> Requirements: Pull every line that holds the word "styles" from the entries.

> Entries supplied:
|---|
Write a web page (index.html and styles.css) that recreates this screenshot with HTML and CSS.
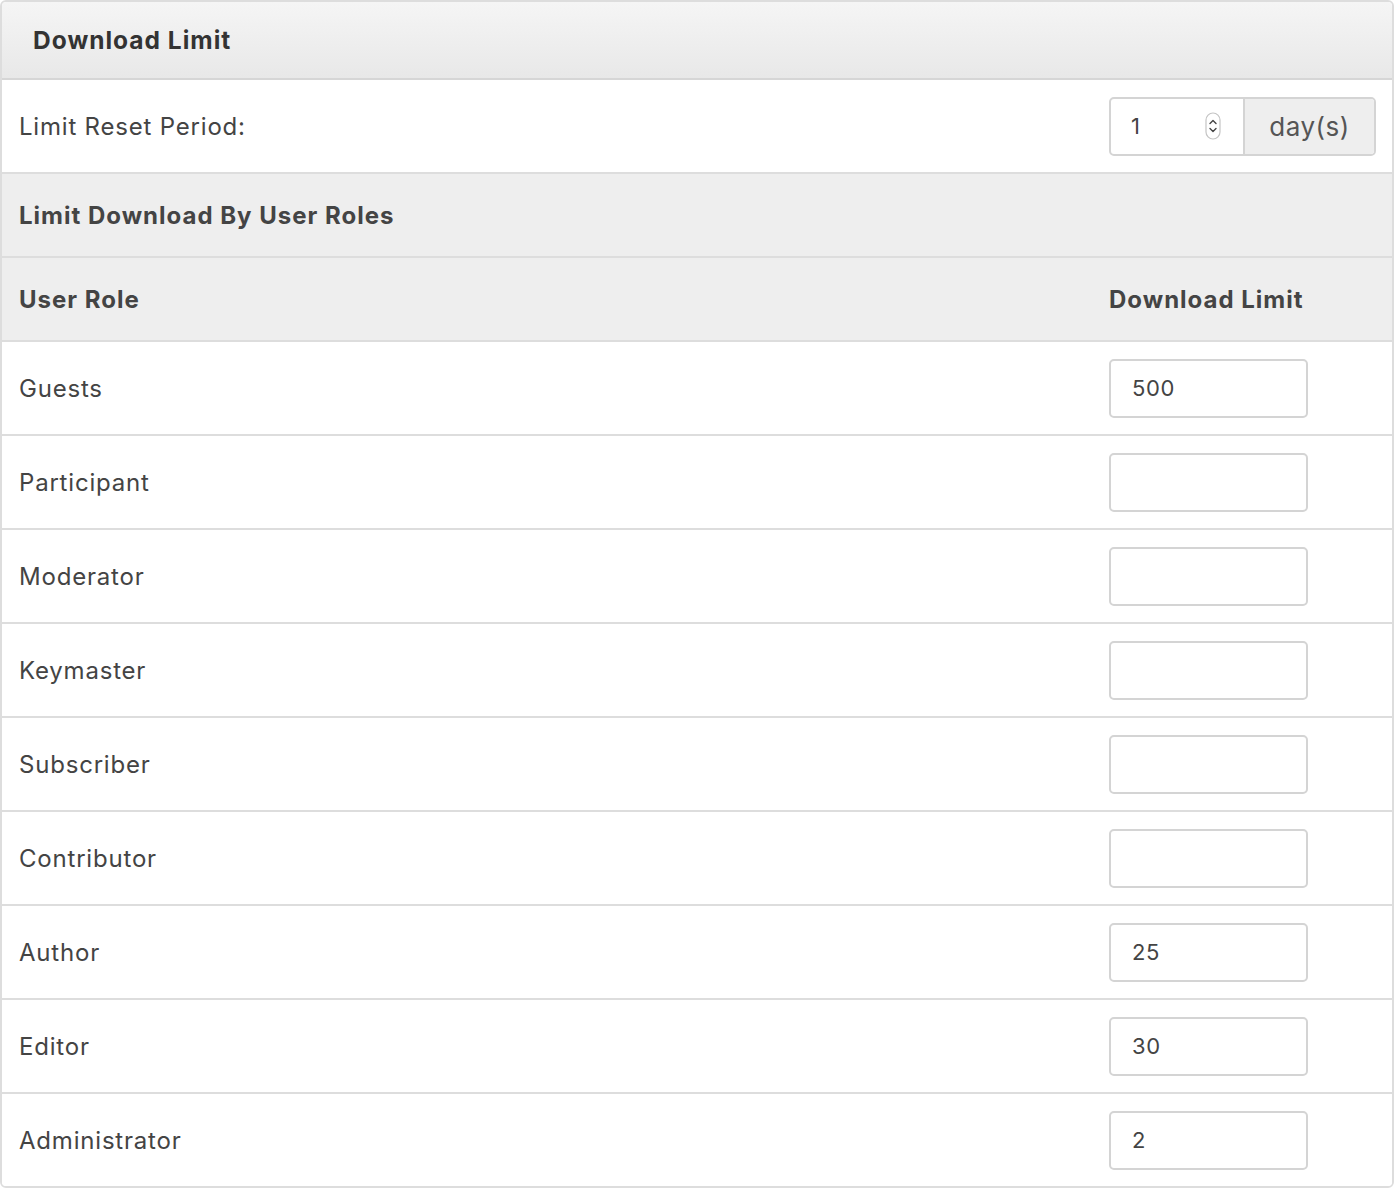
|---|
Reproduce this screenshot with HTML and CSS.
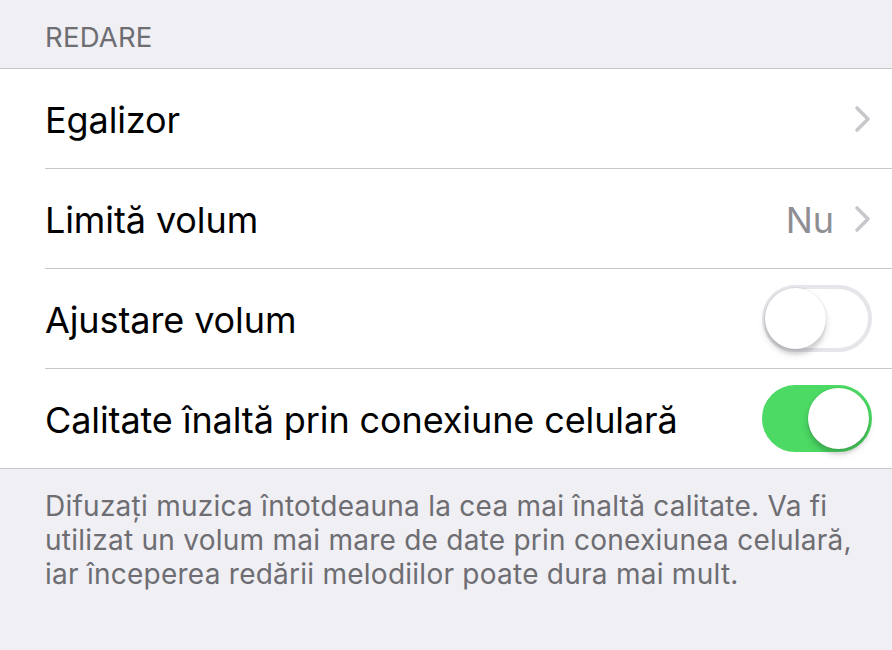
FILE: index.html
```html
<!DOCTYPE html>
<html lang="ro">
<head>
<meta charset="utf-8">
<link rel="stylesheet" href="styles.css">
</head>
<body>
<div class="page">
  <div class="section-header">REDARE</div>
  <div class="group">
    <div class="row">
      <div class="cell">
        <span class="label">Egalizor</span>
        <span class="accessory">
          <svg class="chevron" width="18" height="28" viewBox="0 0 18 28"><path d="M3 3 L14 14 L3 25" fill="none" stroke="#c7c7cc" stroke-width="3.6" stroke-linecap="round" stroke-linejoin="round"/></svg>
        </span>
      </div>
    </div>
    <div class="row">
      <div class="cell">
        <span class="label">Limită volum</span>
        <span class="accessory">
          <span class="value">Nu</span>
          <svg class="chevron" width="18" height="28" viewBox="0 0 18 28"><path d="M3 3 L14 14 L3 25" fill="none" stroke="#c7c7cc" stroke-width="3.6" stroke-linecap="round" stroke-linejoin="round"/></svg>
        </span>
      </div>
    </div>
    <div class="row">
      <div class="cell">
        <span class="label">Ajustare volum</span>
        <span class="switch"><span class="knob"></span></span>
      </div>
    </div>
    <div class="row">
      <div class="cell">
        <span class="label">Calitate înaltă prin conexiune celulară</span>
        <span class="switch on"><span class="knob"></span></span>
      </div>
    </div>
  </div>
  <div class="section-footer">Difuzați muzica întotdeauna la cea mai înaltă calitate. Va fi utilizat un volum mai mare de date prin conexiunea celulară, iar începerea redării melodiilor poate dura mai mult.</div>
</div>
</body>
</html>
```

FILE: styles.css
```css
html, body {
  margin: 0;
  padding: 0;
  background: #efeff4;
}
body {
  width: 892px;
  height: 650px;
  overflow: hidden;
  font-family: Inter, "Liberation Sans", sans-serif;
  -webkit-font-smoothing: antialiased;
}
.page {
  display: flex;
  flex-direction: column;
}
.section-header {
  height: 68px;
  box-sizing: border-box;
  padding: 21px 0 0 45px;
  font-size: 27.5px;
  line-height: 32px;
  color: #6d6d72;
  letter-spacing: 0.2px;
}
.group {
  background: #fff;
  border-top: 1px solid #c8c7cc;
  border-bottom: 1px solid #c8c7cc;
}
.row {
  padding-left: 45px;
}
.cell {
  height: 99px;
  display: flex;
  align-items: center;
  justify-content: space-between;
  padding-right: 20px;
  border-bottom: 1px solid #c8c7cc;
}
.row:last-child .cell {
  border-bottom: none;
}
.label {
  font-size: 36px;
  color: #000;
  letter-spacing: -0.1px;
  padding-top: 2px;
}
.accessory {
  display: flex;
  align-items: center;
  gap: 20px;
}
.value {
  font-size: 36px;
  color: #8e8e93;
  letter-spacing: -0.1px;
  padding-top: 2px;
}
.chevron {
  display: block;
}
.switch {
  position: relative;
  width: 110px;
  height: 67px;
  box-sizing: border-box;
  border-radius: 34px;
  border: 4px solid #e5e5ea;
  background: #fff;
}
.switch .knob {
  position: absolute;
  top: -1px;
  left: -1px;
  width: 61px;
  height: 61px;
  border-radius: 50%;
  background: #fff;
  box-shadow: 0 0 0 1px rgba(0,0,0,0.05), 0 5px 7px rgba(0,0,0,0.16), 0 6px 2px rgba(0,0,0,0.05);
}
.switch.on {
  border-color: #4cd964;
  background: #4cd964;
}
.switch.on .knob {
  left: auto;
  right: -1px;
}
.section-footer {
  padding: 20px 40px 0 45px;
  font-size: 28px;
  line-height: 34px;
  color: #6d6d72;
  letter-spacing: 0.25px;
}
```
|---|
> Task output:
Write a web page (index.html and styles.css) that recreates this screenshot with HTML and CSS.
<link rel="stylesheet" href="styles.css">
FILE: styles.css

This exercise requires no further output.